When questioned by Adams, Watson said she accepts responsibility for her actions that night. "If I wasn't there this never would have happened." She noted she "has never been in any trouble before" and had no prior convictions.

When asked by Lawrence if she deserved a "stiff punishment," Watson said, "That's not for me to say."

In her closing, Lawrence said voluntary intoxication is not a defense for criminal offenses in Arkansas. "You are responsible for your actions. Period. You don't get a pass." She said Watson "seems to think of herself as some kind of victim. She's not. It's not about her. It's about them," she said, motioning toward the victims in the crowd.

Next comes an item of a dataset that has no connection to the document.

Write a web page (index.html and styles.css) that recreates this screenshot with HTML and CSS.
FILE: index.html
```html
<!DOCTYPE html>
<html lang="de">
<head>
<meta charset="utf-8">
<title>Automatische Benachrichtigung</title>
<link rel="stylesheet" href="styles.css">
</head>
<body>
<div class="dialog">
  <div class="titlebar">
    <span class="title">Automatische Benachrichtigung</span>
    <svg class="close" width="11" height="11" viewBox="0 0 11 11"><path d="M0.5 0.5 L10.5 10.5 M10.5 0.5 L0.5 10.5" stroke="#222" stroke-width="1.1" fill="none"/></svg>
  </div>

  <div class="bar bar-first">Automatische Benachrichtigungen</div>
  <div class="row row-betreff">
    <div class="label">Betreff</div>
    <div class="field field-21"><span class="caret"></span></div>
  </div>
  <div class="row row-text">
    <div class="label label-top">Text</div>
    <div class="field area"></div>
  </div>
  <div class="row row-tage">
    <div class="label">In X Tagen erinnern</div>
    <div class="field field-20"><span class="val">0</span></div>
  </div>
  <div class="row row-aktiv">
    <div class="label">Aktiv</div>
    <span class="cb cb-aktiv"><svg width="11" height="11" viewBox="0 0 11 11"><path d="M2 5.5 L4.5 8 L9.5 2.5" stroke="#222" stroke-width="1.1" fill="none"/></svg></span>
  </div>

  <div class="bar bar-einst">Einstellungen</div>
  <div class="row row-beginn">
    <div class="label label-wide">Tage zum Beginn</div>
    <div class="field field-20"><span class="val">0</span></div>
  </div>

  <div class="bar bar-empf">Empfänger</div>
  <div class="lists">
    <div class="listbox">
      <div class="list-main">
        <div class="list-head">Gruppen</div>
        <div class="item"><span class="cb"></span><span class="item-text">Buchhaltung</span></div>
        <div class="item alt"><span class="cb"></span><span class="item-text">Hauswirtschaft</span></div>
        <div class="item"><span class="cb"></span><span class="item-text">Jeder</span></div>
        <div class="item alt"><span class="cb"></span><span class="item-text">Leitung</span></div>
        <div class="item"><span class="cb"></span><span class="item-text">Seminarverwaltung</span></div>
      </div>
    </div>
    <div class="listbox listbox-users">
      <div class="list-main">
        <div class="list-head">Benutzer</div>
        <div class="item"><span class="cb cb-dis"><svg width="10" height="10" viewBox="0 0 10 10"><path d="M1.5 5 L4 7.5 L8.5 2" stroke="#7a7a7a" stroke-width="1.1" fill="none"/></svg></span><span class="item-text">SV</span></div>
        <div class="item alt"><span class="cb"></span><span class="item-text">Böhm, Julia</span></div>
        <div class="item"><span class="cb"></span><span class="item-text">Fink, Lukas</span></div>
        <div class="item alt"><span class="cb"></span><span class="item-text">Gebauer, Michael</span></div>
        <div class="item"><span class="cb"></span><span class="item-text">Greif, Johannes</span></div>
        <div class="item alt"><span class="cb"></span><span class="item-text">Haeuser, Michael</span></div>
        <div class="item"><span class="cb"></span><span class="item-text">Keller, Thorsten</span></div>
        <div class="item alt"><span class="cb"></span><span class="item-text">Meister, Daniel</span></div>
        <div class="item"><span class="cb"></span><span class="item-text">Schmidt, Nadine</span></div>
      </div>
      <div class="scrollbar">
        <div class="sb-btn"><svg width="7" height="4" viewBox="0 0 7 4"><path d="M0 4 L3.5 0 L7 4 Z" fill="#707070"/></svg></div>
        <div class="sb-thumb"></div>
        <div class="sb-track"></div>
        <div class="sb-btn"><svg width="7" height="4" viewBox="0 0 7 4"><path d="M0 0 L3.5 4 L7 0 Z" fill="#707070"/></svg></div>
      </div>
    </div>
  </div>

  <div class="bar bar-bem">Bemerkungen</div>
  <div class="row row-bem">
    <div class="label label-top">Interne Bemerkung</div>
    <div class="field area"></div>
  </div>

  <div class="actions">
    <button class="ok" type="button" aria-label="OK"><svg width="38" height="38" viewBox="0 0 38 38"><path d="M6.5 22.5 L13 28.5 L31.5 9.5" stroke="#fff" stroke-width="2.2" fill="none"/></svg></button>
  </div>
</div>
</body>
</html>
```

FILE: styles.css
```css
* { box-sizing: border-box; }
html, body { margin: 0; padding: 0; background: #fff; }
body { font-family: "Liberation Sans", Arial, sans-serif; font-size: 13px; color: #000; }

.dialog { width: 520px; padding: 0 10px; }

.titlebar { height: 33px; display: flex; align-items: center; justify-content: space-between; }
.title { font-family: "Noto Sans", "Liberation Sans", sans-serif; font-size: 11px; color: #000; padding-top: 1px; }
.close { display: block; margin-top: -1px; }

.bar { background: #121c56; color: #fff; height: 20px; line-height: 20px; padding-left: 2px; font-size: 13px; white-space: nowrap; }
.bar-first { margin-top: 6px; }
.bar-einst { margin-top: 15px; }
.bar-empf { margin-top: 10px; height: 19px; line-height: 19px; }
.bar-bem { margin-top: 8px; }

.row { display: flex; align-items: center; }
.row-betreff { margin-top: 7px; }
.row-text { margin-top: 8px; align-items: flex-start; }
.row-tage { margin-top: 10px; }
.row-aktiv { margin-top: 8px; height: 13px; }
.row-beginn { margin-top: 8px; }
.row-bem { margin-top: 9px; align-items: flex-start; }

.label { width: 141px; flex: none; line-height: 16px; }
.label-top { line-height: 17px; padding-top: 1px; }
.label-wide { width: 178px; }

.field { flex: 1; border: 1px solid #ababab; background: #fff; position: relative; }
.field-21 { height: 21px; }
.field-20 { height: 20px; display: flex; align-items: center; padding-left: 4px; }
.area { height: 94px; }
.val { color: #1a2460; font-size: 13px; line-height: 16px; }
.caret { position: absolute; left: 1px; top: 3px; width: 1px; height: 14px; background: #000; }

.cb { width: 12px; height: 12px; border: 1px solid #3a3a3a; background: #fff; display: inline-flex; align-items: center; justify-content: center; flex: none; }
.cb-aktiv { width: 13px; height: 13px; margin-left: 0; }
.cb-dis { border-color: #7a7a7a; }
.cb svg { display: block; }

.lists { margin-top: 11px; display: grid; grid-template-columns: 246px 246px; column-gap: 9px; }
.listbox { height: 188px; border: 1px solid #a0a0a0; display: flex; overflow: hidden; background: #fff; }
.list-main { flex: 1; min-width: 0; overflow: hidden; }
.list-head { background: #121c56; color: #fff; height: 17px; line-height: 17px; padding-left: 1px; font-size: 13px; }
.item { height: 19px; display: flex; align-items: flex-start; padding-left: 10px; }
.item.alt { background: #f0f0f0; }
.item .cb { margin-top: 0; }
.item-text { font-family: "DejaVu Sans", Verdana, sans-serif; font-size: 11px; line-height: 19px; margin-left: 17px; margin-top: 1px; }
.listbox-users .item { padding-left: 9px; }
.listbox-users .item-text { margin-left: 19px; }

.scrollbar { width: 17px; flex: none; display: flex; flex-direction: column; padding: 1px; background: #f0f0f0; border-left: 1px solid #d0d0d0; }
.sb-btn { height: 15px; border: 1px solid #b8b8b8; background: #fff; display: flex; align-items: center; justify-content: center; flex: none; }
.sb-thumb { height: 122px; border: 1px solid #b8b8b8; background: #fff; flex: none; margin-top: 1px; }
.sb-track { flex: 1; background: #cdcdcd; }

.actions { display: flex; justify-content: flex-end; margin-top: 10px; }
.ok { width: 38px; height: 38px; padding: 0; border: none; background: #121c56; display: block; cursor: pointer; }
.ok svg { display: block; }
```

"They were minding their own business that night. Trick-or-treating with their families. It was her decisions and actions that brought us here and your decision will affect the safety of our community cause she will be back. And we have to hope she's learned from her mistake."

Lawrence noted Watson "never even said she was sorry" during her testimony. "There are mistakes and there are crimes that change people's lives forever and that's what she's done."

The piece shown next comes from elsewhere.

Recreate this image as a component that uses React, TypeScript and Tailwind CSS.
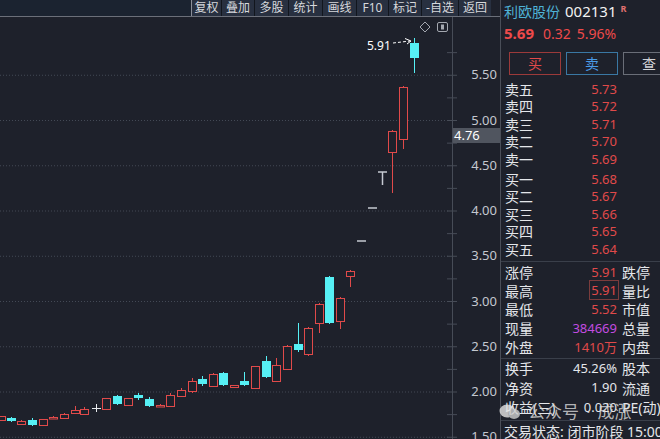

Adams urged the jury to "apply the appropriate punishment to each individual crime" and not just give her the maximum "on all counts across the board" because some of the victims didn't sustain any injuries.

He also noted "this was her only brush with the law in almost 30 years" and there was "very little likelihood she would commit another offense." He asked them for "justice tempered with mercy" and to consider her three young children.

In his rebuttal, Deputy Prosecutor Trent Daniels noted that Watson is now a six-time convicted felon. He said he was 36 and not a felon and the members of the jury were not felons.

In setting her sentence, he said, "We have to operate within the parameters of the law. When she was running over people drunk, she didn't have to play by the rules."